• **Exercise**
Give back the full listing verbatim, apart from its images.

• **Extracted information**
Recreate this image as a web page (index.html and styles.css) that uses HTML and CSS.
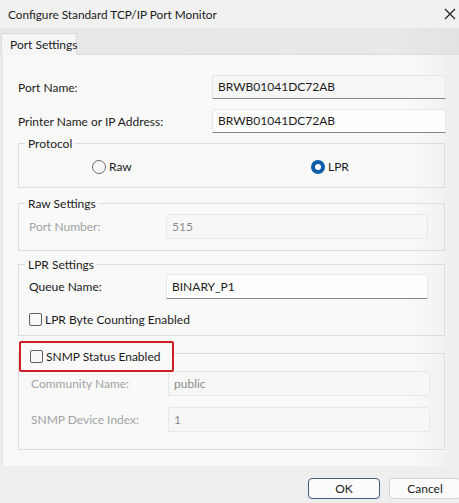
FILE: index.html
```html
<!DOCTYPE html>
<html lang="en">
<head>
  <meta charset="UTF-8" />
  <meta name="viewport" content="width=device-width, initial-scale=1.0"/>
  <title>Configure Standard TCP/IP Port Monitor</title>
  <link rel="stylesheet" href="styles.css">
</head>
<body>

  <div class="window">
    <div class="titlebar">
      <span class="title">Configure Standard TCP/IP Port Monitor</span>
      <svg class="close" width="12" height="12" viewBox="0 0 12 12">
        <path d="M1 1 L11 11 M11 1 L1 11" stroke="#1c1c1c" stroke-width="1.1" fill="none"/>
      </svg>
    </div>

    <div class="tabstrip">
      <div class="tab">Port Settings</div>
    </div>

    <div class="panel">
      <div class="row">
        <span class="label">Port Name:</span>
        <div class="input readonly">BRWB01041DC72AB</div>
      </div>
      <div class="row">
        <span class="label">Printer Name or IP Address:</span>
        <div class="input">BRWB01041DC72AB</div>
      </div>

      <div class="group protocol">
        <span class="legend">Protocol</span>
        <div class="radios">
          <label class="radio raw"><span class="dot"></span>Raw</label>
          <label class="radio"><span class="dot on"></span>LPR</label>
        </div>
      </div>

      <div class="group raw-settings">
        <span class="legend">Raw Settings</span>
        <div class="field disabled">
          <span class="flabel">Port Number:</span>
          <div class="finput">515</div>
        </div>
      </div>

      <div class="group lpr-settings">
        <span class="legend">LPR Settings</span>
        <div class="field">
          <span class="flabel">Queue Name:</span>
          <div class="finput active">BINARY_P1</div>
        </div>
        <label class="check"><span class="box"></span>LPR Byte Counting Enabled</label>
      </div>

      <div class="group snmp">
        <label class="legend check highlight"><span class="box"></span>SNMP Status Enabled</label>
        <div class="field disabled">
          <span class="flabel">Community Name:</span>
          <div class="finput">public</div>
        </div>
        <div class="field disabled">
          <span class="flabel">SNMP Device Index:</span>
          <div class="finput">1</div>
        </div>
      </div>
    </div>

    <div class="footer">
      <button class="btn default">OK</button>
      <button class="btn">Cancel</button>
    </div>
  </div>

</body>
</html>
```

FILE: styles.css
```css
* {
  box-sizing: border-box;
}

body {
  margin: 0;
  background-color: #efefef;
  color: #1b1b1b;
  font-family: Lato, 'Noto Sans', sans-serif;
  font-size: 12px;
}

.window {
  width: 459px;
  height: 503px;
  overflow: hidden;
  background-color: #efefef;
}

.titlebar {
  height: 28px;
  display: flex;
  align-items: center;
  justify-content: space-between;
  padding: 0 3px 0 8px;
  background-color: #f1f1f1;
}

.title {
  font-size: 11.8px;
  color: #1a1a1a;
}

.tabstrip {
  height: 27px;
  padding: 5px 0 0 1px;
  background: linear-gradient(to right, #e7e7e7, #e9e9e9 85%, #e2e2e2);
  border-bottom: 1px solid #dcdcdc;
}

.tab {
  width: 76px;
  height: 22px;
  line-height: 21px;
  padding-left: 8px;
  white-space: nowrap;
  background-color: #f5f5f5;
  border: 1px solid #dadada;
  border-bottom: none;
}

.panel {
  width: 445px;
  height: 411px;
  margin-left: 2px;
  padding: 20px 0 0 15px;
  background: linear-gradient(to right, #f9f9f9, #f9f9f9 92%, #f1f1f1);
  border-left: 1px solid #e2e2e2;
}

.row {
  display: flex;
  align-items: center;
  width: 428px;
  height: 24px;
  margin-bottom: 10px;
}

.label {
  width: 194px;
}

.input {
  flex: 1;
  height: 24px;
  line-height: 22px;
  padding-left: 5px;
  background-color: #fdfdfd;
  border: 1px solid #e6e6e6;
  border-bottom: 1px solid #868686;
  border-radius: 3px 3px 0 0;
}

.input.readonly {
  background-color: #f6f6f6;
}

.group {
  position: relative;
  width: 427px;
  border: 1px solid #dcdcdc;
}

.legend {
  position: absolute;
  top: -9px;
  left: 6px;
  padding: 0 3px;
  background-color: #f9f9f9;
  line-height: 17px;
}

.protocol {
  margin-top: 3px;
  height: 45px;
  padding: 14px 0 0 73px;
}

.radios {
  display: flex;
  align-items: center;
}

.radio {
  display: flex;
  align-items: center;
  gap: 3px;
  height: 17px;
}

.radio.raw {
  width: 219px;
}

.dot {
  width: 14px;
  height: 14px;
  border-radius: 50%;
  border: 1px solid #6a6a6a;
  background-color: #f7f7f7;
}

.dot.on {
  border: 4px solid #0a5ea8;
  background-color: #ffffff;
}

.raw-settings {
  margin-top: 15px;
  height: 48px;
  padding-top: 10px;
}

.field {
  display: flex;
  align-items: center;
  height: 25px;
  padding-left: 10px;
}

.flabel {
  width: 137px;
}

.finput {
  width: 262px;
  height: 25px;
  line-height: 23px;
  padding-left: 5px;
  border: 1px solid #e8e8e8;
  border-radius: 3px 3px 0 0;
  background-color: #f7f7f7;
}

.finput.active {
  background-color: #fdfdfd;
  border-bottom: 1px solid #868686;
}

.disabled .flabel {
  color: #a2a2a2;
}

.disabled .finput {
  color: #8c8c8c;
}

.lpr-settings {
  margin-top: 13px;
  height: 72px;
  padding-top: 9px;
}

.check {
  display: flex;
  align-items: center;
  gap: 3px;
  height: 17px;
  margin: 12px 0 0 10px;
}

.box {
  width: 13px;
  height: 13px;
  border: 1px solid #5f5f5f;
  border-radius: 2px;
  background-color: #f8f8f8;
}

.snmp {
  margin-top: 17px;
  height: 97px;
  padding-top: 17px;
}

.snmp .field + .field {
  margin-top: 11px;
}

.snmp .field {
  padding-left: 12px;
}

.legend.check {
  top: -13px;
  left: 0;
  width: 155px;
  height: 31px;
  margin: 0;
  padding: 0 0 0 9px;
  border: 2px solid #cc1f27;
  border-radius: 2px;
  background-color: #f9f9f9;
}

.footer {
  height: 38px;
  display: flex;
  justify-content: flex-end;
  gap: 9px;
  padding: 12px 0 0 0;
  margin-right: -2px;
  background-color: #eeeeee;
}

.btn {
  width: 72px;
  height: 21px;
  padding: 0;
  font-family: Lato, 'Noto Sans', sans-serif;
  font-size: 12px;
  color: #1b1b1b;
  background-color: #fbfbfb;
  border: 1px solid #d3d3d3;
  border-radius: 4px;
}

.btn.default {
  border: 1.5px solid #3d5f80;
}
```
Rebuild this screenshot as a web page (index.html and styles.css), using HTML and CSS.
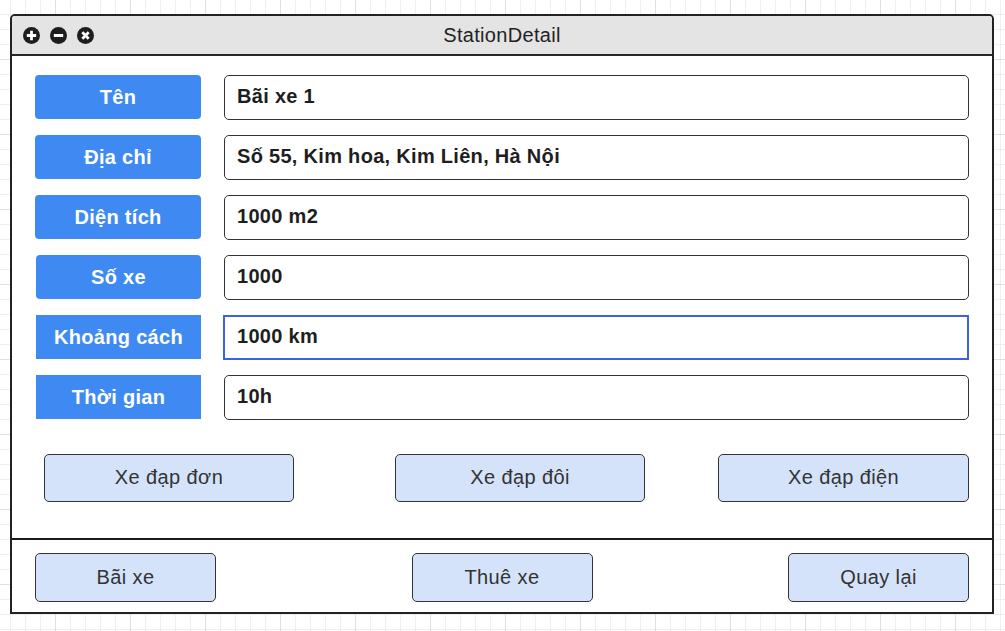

• **Solution to this task**
Recreate this image as a web page (index.html and styles.css) that uses HTML and CSS.
FILE: index.html
```html
<!DOCTYPE html>
<html lang="en">
<head>
  <meta charset="UTF-8" />
  <meta name="viewport" content="width=device-width, initial-scale=1.0"/>
  <title>Configure Standard TCP/IP Port Monitor</title>
  <link rel="stylesheet" href="styles.css">
</head>
<body>

  <div class="window">
    <div class="titlebar">
      <span class="title">Configure Standard TCP/IP Port Monitor</span>
      <svg class="close" width="12" height="12" viewBox="0 0 12 12">
        <path d="M1 1 L11 11 M11 1 L1 11" stroke="#1c1c1c" stroke-width="1.1" fill="none"/>
      </svg>
    </div>

    <div class="tabstrip">
      <div class="tab">Port Settings</div>
    </div>

    <div class="panel">
      <div class="row">
        <span class="label">Port Name:</span>
        <div class="input readonly">BRWB01041DC72AB</div>
      </div>
      <div class="row">
        <span class="label">Printer Name or IP Address:</span>
        <div class="input">BRWB01041DC72AB</div>
      </div>

      <div class="group protocol">
        <span class="legend">Protocol</span>
        <div class="radios">
          <label class="radio raw"><span class="dot"></span>Raw</label>
          <label class="radio"><span class="dot on"></span>LPR</label>
        </div>
      </div>

      <div class="group raw-settings">
        <span class="legend">Raw Settings</span>
        <div class="field disabled">
          <span class="flabel">Port Number:</span>
          <div class="finput">515</div>
        </div>
      </div>

      <div class="group lpr-settings">
        <span class="legend">LPR Settings</span>
        <div class="field">
          <span class="flabel">Queue Name:</span>
          <div class="finput active">BINARY_P1</div>
        </div>
        <label class="check"><span class="box"></span>LPR Byte Counting Enabled</label>
      </div>

      <div class="group snmp">
        <label class="legend check highlight"><span class="box"></span>SNMP Status Enabled</label>
        <div class="field disabled">
          <span class="flabel">Community Name:</span>
          <div class="finput">public</div>
        </div>
        <div class="field disabled">
          <span class="flabel">SNMP Device Index:</span>
          <div class="finput">1</div>
        </div>
      </div>
    </div>

    <div class="footer">
      <button class="btn default">OK</button>
      <button class="btn">Cancel</button>
    </div>
  </div>

</body>
</html>
```

FILE: styles.css
```css
* {
  box-sizing: border-box;
}

body {
  margin: 0;
  background-color: #efefef;
  color: #1b1b1b;
  font-family: Lato, 'Noto Sans', sans-serif;
  font-size: 12px;
}

.window {
  width: 459px;
  height: 503px;
  overflow: hidden;
  background-color: #efefef;
}

.titlebar {
  height: 28px;
  display: flex;
  align-items: center;
  justify-content: space-between;
  padding: 0 3px 0 8px;
  background-color: #f1f1f1;
}

.title {
  font-size: 11.8px;
  color: #1a1a1a;
}

.tabstrip {
  height: 27px;
  padding: 5px 0 0 1px;
  background: linear-gradient(to right, #e7e7e7, #e9e9e9 85%, #e2e2e2);
  border-bottom: 1px solid #dcdcdc;
}

.tab {
  width: 76px;
  height: 22px;
  line-height: 21px;
  padding-left: 8px;
  white-space: nowrap;
  background-color: #f5f5f5;
  border: 1px solid #dadada;
  border-bottom: none;
}

.panel {
  width: 445px;
  height: 411px;
  margin-left: 2px;
  padding: 20px 0 0 15px;
  background: linear-gradient(to right, #f9f9f9, #f9f9f9 92%, #f1f1f1);
  border-left: 1px solid #e2e2e2;
}

.row {
  display: flex;
  align-items: center;
  width: 428px;
  height: 24px;
  margin-bottom: 10px;
}

.label {
  width: 194px;
}

.input {
  flex: 1;
  height: 24px;
  line-height: 22px;
  padding-left: 5px;
  background-color: #fdfdfd;
  border: 1px solid #e6e6e6;
  border-bottom: 1px solid #868686;
  border-radius: 3px 3px 0 0;
}

.input.readonly {
  background-color: #f6f6f6;
}

.group {
  position: relative;
  width: 427px;
  border: 1px solid #dcdcdc;
}

.legend {
  position: absolute;
  top: -9px;
  left: 6px;
  padding: 0 3px;
  background-color: #f9f9f9;
  line-height: 17px;
}

.protocol {
  margin-top: 3px;
  height: 45px;
  padding: 14px 0 0 73px;
}

.radios {
  display: flex;
  align-items: center;
}

.radio {
  display: flex;
  align-items: center;
  gap: 3px;
  height: 17px;
}

.radio.raw {
  width: 219px;
}

.dot {
  width: 14px;
  height: 14px;
  border-radius: 50%;
  border: 1px solid #6a6a6a;
  background-color: #f7f7f7;
}

.dot.on {
  border: 4px solid #0a5ea8;
  background-color: #ffffff;
}

.raw-settings {
  margin-top: 15px;
  height: 48px;
  padding-top: 10px;
}

.field {
  display: flex;
  align-items: center;
  height: 25px;
  padding-left: 10px;
}

.flabel {
  width: 137px;
}

.finput {
  width: 262px;
  height: 25px;
  line-height: 23px;
  padding-left: 5px;
  border: 1px solid #e8e8e8;
  border-radius: 3px 3px 0 0;
  background-color: #f7f7f7;
}

.finput.active {
  background-color: #fdfdfd;
  border-bottom: 1px solid #868686;
}

.disabled .flabel {
  color: #a2a2a2;
}

.disabled .finput {
  color: #8c8c8c;
}

.lpr-settings {
  margin-top: 13px;
  height: 72px;
  padding-top: 9px;
}

.check {
  display: flex;
  align-items: center;
  gap: 3px;
  height: 17px;
  margin: 12px 0 0 10px;
}

.box {
  width: 13px;
  height: 13px;
  border: 1px solid #5f5f5f;
  border-radius: 2px;
  background-color: #f8f8f8;
}

.snmp {
  margin-top: 17px;
  height: 97px;
  padding-top: 17px;
}

.snmp .field + .field {
  margin-top: 11px;
}

.snmp .field {
  padding-left: 12px;
}

.legend.check {
  top: -13px;
  left: 0;
  width: 155px;
  height: 31px;
  margin: 0;
  padding: 0 0 0 9px;
  border: 2px solid #cc1f27;
  border-radius: 2px;
  background-color: #f9f9f9;
}

.footer {
  height: 38px;
  display: flex;
  justify-content: flex-end;
  gap: 9px;
  padding: 12px 0 0 0;
  margin-right: -2px;
  background-color: #eeeeee;
}

.btn {
  width: 72px;
  height: 21px;
  padding: 0;
  font-family: Lato, 'Noto Sans', sans-serif;
  font-size: 12px;
  color: #1b1b1b;
  background-color: #fbfbfb;
  border: 1px solid #d3d3d3;
  border-radius: 4px;
}

.btn.default {
  border: 1.5px solid #3d5f80;
}
```
Rebuild this screenshot as a web page (index.html and styles.css), using HTML and CSS.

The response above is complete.